In your Cargo.toml file.

[dependencies]
git-warp-time = "0.8"

Then use the crate functions and types in your project something like this:

use git_warp_time::{get_repo, reset_mtimes};
use git_warp_time::{FileSet, Options};

let repo = get_repo().unwrap();
let mut paths = FileSet::new();
paths.insert("foo.txt".into());
let mut opts = Options::new();
opts.verbose(true).paths(Some(paths));
let files = reset_mtimes(repo, opts).unwrap();
println!("Actioned files: {:?}", files);

CI Usage

This may me run in a CI workflow on almost any CI platform either as a binary or using the Docker container found in the GitHub Container Registry (docker run ghcr.io/alerque/git-warp-time:latest). It is important to note that the Git repository needs to be checked out with depth. A shallow clone will cause all timestamps to be as new as the oldest commit in the clone, i.e. newer than actual.

For GitHub Actions this looks like so:

    steps:
      - name: Checkout
        uses: actions/checkout@v4
        with:
          fetch-depth: 0
      - name: Git Warp Time
        uses: alerque/git-warp-time:latest

The story

Whenever you git clone a project or git checkout a different branch, Git will write all the relevant files to your system at the moment you run the Git command. Logical enough. Git is doing the right thing. For most use cases there is nothing wrong with the latest modification timestamp of a file to be the last time its state changed on your disk.

However many build systems rely on file modification timestamps to understand when something needs to be rebuilt. GNU Make is one example that relies entirely on timestamps, but there are many others. A few rely on checksums (e.g. SCons) and keep a separate database of ‘last seen’ file states, but since this requires extra storage most build systems use what is available. What is available without the build system storing its own state is your file system's meta data.

The rub happens when you take advantage of Git's cheap branching model. Many workflows branch early and branch often. Every time you git checkout <branch>, your local working tree will be updated with the time of your checkout. In some cases this will cause unnecessary rebuilds.

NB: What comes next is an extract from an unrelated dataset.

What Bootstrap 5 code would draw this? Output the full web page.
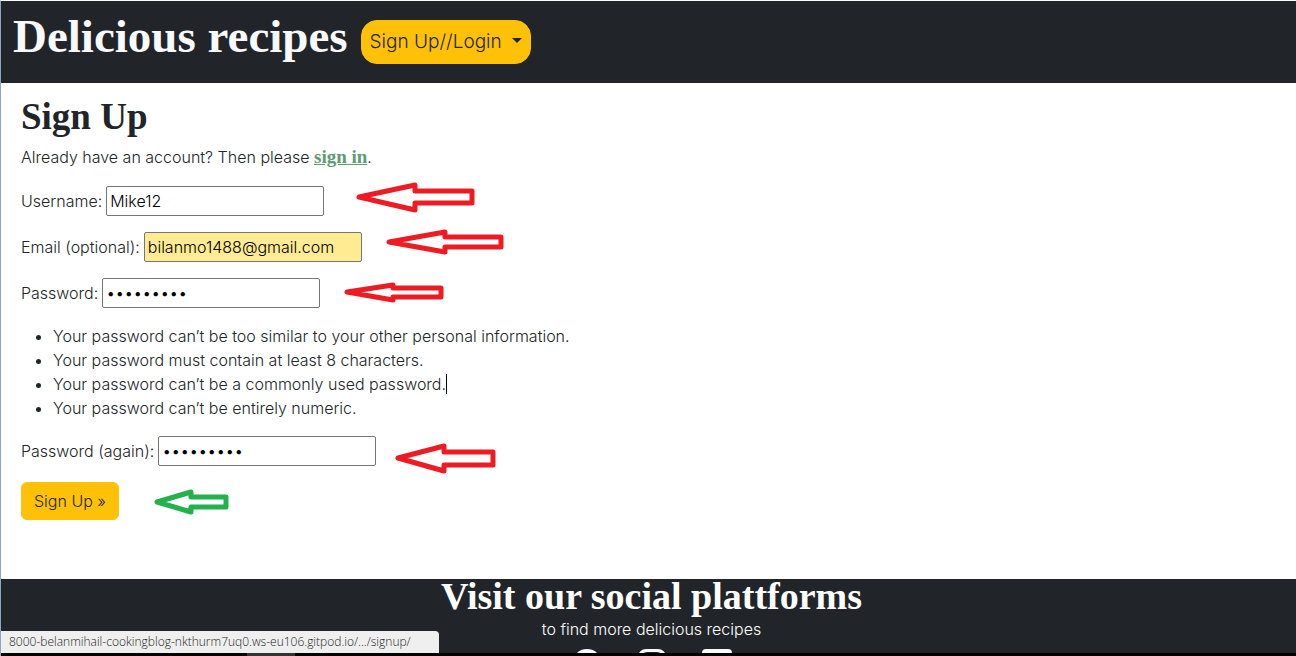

For many projects these rebuilds are required: if the state of all files at once doesn't match your project won't be built right. However for some projects, particularly those with multiple outputs, this might be a lot of wasted work.

A case study

I have one project with many hundreds of LaTeX files. The projects output is a directory of PDFs in a shared file repository (Nextcloud). There are currently 5.7 Gigs of PDF files. Each week this collection grows. Most of the files are completely independent of each other, but they all use a common template and some other includes. Most weeks I just add new files and building the project just adds a few more files to the output. Periodically I will change something in the template that will cause the entire output file set to regenerate. That process takes about 20 hours to complete.

Git is a distributed version control system and I should be able to work on this project from anywhere, but there is a problem. If I clone the project to a new system, the source files are all newer than the existing outputs and the build system can't figure out what actually needs to be rebuilt. One solution is to touch every file in the project after a clone with a very old date. That sledge hammer approach works well enough for clones, but any time I work in a feature branch things get messed up. Returning from a feature branch that messes with the template to the master branch will cause the template file to be ‘new’ again and the whole project tries to rebuild. This utility is a more elegant solution. Running git warp-time after any clone, checkout, rebase, or similar operation will reset all the timestamps to when they were actually last touched by a commit.

The result is project portability. I can clone the project on a new system and without any build state data except the existing output files the project knows what it does and doesn't need to rebuild.

When not to use this

Not all Git projects will benefit from git warp-time.

  • If your build system doesn't use timestamps, this won't help you.
  • If your project generates a single output such as a binary, you probably need to rebuild when any of the inputs change so this won't help much.
  • If your build system supports incremental builds and you do creative things in your branches, you might completely confuse your build system and cause incomplete builds.